What criteria is used to know the boundaries of a collision domain?

A collision domain is an area of a network where collisions can happen and where only one packet may be successfully transmitted at a time. It passes through repeaters (hubs) but not through bridges (switches).

All half duplex ethernet connections are part of a collision domain, that domain may be limited to a single physical layer connection (which may be either point to point or multipoint) or it may pass through repeaters.

Full duplex connections must be point to point and can't connect to a repeater. In this case there is simply no possibility of collison and hence no collision domain.

Why does an ethernet switch break up a collision domain?

Repeaters (hubs) work at a low level, they do not have the ability to buffer frames or to identify the intended destinition of a frame. So if they detect a collision then all they can do is output jam signals to ensure every device in the collision domain sees the collision.

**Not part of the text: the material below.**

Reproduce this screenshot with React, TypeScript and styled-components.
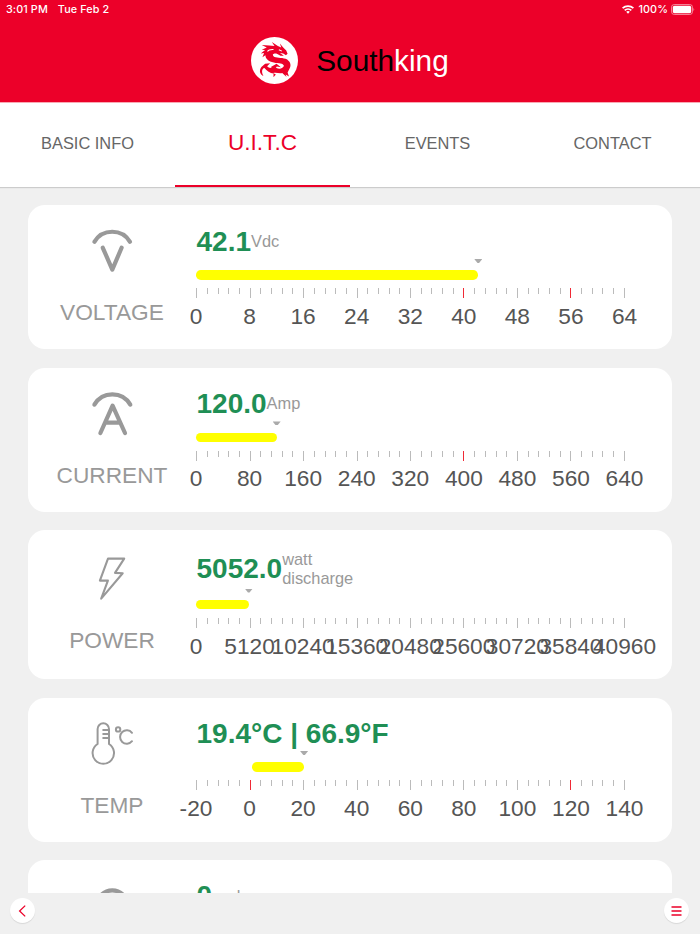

Bridges (switches) work at a higher level. They process complete frames and forward them based on destination mac address. If a bridge detects a collision it will perform the CSMA/CD procedure just like an end device would. There is no need to repeat the collision out of other ports.

Are broadcast domains and collision domains mutually exclusive?

They are different concepts at different layers. A broadcast domain may cover multiple collision domains, or (if all the links are full duplex) there may be no collision domains at all but there is still a broadcast domain.